Which lines contain the word "this"? Return each of them as written.

── Supplied records ──

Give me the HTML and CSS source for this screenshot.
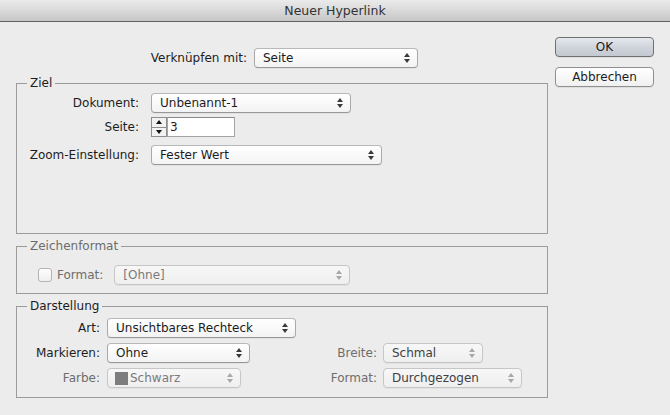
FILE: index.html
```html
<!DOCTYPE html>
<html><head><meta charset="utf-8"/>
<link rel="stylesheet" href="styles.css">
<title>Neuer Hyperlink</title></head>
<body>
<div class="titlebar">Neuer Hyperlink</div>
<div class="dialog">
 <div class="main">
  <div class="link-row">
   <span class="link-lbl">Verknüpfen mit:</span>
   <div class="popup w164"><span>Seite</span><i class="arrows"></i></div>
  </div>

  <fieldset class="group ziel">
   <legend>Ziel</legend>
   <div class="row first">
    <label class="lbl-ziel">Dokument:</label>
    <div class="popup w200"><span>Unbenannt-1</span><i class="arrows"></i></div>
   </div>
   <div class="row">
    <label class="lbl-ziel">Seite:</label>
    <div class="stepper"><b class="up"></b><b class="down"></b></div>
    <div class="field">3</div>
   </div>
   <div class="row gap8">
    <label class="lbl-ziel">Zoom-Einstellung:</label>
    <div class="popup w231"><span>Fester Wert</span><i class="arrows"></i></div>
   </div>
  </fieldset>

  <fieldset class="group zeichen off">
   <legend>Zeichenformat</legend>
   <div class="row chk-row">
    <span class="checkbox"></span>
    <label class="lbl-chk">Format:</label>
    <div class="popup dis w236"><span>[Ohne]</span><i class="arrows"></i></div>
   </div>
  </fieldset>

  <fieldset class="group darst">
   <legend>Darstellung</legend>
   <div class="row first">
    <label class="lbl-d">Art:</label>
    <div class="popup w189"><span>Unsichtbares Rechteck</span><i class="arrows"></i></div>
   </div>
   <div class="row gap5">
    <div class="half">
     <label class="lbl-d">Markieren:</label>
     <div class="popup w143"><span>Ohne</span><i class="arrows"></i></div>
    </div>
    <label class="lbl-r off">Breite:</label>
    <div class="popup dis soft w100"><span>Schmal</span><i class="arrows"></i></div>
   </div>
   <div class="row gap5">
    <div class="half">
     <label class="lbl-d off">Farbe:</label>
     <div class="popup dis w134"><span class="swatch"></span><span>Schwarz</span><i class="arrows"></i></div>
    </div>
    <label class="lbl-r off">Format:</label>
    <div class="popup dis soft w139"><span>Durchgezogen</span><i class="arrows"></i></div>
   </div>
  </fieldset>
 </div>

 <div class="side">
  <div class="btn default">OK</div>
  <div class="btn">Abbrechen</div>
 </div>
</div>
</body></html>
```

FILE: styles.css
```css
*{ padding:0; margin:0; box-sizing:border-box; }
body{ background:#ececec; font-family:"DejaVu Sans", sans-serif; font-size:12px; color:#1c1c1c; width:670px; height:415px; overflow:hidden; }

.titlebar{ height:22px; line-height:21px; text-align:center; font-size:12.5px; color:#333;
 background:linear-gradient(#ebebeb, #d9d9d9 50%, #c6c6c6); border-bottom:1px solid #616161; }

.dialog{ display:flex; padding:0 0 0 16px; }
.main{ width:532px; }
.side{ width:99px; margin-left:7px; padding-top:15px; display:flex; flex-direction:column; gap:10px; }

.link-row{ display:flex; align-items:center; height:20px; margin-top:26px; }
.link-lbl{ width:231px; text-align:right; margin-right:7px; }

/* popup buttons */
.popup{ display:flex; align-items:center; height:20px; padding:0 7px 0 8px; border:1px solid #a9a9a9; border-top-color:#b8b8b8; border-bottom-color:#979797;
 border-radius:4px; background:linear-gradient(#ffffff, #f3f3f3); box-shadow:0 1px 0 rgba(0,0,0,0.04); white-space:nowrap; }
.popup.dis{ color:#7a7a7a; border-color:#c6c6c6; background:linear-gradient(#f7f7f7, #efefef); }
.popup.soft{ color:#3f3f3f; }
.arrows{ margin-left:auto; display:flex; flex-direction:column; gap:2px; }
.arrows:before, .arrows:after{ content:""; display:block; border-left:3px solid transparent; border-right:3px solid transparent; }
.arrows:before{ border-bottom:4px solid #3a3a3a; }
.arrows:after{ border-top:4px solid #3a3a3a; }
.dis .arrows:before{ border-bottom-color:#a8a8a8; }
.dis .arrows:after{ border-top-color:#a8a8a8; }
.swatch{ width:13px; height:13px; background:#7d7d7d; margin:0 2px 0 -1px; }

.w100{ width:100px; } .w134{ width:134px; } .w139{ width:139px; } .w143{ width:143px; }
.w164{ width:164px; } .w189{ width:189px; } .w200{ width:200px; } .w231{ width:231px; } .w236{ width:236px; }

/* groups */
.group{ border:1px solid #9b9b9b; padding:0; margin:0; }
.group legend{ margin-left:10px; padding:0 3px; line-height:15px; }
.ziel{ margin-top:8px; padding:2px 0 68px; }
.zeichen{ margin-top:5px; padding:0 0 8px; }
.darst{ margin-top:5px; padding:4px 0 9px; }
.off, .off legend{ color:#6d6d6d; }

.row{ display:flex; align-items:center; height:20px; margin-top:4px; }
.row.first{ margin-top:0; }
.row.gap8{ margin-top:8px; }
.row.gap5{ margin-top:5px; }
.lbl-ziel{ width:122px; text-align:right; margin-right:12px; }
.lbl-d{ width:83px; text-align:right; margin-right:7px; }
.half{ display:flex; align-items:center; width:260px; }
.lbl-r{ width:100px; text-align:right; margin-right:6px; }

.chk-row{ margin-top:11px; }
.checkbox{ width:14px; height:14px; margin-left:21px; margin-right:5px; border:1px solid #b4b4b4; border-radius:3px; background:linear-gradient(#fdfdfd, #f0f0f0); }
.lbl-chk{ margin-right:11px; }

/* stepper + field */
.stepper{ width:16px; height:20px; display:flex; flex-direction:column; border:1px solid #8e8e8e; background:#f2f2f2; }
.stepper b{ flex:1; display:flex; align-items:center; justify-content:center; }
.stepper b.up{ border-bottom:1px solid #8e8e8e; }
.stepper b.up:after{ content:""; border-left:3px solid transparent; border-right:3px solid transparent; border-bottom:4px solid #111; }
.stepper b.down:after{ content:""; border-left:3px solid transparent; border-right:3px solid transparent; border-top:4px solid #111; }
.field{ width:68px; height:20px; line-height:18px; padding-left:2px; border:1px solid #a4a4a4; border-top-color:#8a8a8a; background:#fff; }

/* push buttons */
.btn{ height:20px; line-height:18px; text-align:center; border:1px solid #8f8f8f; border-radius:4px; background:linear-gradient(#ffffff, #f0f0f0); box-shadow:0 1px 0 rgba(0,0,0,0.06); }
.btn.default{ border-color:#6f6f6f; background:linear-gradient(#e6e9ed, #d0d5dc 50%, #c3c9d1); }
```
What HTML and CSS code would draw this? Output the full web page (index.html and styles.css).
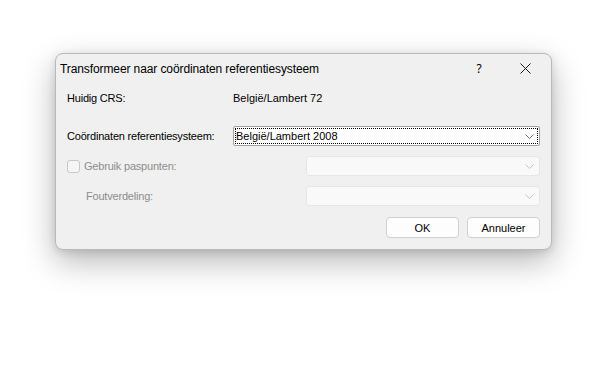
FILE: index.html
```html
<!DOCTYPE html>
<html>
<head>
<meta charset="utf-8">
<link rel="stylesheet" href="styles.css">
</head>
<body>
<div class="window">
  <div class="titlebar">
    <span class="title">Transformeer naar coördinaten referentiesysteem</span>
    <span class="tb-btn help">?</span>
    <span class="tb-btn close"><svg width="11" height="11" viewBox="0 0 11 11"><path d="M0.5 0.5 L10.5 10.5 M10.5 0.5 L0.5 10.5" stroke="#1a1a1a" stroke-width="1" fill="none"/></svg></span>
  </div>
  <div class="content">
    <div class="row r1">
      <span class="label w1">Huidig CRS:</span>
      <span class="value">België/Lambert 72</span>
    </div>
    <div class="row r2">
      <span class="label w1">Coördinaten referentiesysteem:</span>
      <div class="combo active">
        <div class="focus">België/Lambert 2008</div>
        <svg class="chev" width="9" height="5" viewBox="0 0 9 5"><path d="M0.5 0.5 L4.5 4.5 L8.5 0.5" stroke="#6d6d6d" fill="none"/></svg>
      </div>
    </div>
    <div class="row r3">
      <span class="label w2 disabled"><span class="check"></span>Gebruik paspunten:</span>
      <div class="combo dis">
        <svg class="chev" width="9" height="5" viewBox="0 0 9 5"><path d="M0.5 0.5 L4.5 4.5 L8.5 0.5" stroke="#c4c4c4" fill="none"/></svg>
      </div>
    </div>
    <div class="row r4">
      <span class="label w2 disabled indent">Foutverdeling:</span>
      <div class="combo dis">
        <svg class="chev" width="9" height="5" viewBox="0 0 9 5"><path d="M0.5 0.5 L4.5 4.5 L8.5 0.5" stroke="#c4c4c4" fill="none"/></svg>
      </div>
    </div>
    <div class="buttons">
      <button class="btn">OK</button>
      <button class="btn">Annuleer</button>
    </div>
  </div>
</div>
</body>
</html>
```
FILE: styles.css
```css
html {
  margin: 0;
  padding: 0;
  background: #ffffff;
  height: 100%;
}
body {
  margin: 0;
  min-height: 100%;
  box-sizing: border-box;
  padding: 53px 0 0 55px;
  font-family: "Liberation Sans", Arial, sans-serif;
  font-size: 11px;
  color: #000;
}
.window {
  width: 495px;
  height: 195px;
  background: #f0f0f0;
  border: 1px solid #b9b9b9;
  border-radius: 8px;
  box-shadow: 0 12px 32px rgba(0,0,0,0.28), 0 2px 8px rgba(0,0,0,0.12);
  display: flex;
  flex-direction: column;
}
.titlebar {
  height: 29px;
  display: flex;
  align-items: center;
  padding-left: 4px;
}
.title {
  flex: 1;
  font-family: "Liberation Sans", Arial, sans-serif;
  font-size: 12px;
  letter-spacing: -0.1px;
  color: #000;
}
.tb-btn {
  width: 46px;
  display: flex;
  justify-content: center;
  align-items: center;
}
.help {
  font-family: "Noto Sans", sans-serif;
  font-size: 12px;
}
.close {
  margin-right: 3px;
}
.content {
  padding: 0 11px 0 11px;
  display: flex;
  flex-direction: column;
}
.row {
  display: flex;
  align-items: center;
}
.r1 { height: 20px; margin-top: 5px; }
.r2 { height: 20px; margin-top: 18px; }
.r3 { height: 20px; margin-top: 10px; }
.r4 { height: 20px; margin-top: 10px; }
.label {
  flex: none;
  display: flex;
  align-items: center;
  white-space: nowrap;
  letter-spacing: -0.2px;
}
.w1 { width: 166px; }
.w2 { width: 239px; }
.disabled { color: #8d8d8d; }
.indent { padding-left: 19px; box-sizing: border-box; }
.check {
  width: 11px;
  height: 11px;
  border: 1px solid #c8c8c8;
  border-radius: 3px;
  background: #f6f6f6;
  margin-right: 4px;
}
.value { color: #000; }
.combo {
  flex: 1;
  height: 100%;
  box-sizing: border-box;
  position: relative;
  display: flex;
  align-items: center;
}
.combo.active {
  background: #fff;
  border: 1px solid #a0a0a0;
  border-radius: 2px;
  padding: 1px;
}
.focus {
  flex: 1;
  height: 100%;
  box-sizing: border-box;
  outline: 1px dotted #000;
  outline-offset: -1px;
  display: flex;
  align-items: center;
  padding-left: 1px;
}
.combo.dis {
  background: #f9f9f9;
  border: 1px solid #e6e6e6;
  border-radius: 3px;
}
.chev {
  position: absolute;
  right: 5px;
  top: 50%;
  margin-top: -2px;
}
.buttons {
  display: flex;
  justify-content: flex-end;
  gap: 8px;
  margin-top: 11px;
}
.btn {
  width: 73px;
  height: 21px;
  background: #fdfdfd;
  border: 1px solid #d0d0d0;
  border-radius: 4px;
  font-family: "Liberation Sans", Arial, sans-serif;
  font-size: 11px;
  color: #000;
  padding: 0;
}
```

───

* [The solution]
Give me the HTML and CSS source for this screenshot.
What HTML and CSS code would draw this? Output the full web page (index.html and styles.css).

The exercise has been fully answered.